* Task data *
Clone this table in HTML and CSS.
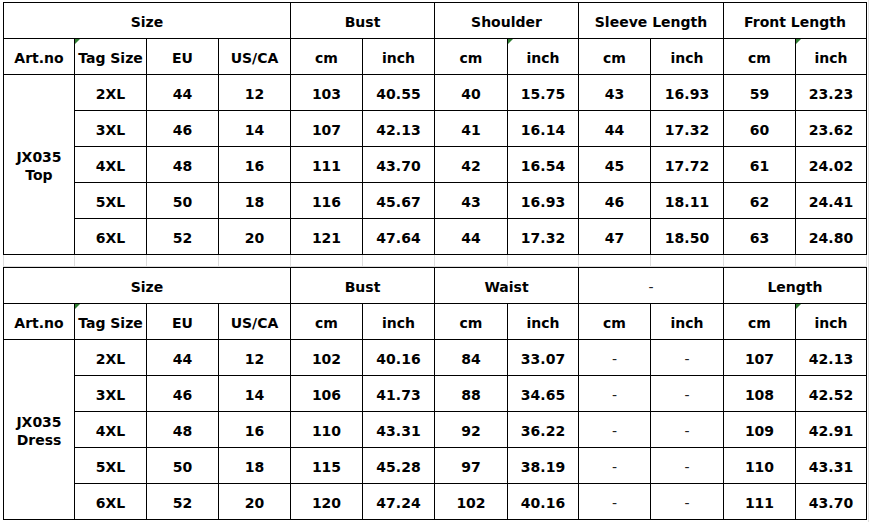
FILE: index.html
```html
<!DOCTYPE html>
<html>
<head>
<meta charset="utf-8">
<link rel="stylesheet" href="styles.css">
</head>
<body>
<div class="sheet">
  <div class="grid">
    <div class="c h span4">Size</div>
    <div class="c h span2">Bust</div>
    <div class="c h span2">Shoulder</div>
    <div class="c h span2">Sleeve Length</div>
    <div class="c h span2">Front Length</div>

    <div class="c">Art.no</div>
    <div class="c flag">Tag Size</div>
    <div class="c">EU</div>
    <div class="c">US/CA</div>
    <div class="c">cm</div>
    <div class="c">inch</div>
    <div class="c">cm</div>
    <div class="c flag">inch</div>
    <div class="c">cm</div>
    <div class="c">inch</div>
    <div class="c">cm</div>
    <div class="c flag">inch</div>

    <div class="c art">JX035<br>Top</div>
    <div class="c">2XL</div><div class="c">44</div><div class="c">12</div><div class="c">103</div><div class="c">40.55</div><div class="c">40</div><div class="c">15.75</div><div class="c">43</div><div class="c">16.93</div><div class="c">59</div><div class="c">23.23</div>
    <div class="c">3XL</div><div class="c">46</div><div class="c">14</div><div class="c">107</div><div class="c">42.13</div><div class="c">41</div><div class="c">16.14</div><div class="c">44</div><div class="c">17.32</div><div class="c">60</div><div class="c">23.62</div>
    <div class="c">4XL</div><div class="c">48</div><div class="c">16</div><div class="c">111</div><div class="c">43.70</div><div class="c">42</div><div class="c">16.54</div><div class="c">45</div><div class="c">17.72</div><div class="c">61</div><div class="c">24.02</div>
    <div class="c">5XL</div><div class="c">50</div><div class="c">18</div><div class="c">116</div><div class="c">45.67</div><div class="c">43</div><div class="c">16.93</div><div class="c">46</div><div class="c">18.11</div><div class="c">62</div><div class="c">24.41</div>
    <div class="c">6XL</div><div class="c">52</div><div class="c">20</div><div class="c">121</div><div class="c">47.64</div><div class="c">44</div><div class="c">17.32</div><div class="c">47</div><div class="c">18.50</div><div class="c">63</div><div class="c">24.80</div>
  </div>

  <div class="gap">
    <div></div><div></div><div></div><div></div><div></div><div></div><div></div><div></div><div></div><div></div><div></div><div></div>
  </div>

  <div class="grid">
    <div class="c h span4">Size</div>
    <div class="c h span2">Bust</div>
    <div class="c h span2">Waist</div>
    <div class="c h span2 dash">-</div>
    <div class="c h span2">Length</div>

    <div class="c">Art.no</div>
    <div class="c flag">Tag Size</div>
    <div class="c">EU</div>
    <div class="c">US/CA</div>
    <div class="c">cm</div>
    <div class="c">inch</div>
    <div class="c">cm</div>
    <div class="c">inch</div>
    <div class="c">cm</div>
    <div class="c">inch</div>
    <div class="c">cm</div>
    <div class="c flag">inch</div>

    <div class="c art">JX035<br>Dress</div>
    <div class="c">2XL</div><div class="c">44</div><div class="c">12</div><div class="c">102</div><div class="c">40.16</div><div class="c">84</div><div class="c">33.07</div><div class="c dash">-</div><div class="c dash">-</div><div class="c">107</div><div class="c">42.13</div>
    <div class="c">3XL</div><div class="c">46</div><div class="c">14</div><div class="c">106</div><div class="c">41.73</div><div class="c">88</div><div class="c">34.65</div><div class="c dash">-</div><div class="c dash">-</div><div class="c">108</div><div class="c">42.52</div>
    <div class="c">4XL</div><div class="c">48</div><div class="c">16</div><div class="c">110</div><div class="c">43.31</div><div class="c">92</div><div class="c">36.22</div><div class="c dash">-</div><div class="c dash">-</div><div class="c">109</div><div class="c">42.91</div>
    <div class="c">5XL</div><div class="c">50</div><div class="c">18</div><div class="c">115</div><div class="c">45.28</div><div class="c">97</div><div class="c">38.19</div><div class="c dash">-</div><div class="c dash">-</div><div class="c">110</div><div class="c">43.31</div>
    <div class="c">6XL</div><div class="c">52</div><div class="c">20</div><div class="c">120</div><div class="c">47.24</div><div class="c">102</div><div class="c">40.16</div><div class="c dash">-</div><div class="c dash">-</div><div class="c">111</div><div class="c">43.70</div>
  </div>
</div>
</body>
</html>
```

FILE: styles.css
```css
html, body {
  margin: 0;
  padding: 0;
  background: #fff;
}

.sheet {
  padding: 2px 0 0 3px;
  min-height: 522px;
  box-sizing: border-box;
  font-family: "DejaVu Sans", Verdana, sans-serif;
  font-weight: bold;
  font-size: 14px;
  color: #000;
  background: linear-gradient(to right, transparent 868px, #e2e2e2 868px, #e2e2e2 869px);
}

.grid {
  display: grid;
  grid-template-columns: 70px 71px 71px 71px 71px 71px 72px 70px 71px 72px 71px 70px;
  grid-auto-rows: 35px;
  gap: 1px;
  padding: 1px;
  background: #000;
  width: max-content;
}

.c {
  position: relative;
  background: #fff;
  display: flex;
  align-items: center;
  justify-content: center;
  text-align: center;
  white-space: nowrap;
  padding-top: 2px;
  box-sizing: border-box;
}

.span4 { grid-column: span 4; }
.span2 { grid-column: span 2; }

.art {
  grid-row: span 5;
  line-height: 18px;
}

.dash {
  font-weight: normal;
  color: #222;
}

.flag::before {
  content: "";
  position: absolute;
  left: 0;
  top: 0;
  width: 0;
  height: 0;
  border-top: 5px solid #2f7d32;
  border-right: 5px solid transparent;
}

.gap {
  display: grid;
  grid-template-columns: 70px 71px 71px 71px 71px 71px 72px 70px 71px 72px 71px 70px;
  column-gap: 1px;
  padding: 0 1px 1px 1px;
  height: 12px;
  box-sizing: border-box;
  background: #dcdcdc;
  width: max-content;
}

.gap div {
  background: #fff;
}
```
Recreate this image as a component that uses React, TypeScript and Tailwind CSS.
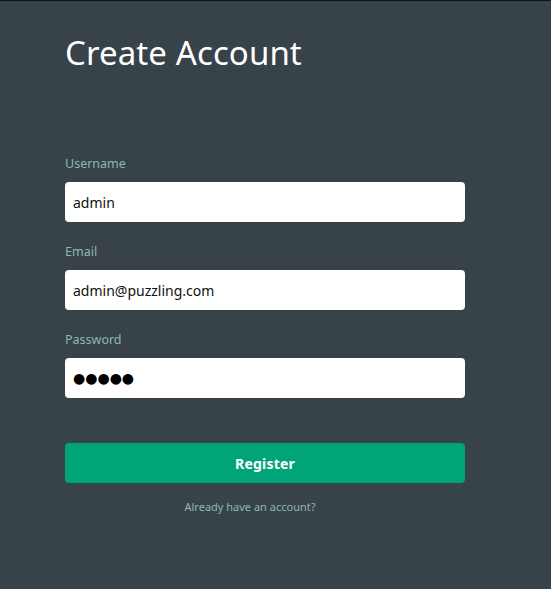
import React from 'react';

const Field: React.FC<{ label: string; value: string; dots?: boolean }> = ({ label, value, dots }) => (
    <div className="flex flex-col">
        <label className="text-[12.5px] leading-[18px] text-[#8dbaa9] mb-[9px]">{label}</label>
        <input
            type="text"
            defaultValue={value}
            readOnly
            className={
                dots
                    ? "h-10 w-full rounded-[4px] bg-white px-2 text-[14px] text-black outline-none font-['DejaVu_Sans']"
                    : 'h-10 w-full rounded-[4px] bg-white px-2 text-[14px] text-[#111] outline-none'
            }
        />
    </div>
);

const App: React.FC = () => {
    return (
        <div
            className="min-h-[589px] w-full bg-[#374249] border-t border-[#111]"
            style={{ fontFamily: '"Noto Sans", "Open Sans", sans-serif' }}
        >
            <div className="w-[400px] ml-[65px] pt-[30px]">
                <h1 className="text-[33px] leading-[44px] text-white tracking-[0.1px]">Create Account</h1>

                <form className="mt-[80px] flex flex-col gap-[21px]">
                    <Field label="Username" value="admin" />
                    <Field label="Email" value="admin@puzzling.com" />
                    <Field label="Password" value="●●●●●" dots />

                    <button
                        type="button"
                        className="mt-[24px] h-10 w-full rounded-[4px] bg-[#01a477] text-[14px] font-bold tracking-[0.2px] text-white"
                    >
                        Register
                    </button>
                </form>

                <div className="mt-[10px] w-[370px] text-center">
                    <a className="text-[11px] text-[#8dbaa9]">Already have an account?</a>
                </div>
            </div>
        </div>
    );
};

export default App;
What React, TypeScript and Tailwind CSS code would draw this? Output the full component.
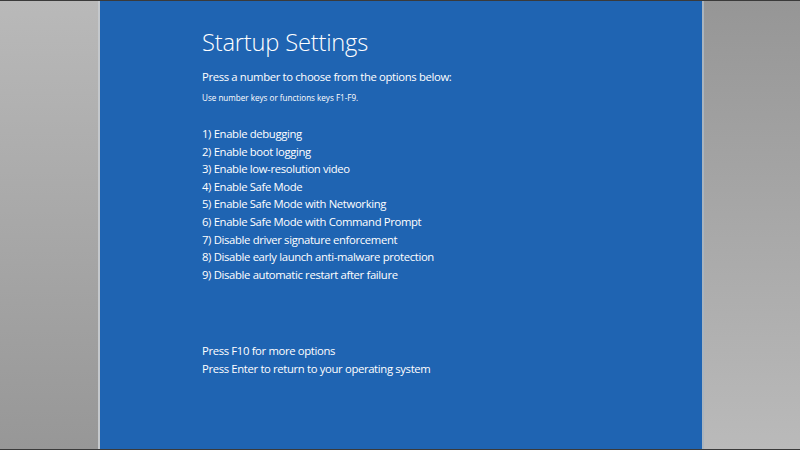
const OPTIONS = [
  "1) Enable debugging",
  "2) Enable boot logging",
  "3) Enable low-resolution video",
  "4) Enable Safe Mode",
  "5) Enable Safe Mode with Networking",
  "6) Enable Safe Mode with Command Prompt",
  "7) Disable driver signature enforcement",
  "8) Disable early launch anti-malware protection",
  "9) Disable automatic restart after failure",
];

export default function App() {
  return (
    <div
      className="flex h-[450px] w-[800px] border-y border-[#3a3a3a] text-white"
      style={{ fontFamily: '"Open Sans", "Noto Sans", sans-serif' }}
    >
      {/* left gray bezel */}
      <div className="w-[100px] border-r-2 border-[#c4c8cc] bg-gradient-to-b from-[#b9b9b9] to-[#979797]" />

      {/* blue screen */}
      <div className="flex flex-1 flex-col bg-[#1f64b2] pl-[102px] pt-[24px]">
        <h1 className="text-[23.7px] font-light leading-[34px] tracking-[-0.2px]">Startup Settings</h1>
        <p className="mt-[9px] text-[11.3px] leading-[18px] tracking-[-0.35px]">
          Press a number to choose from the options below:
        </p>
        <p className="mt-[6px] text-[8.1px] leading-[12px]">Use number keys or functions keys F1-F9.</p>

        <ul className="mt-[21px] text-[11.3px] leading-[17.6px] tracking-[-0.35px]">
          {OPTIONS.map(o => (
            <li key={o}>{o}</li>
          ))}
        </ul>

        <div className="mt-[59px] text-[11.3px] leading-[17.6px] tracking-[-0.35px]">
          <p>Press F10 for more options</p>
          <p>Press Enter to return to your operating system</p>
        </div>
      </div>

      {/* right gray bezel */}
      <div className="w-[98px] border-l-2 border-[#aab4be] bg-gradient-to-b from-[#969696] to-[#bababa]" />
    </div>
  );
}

* Task requirements *
Copy the lines above exactly, starting with the line that contains "Recreate this image" and ending with the line that contains "import React from 'react';", and leave out any pictures.

* Problem solution *
Recreate this image as a component that uses React, TypeScript and Tailwind CSS.
import React from 'react';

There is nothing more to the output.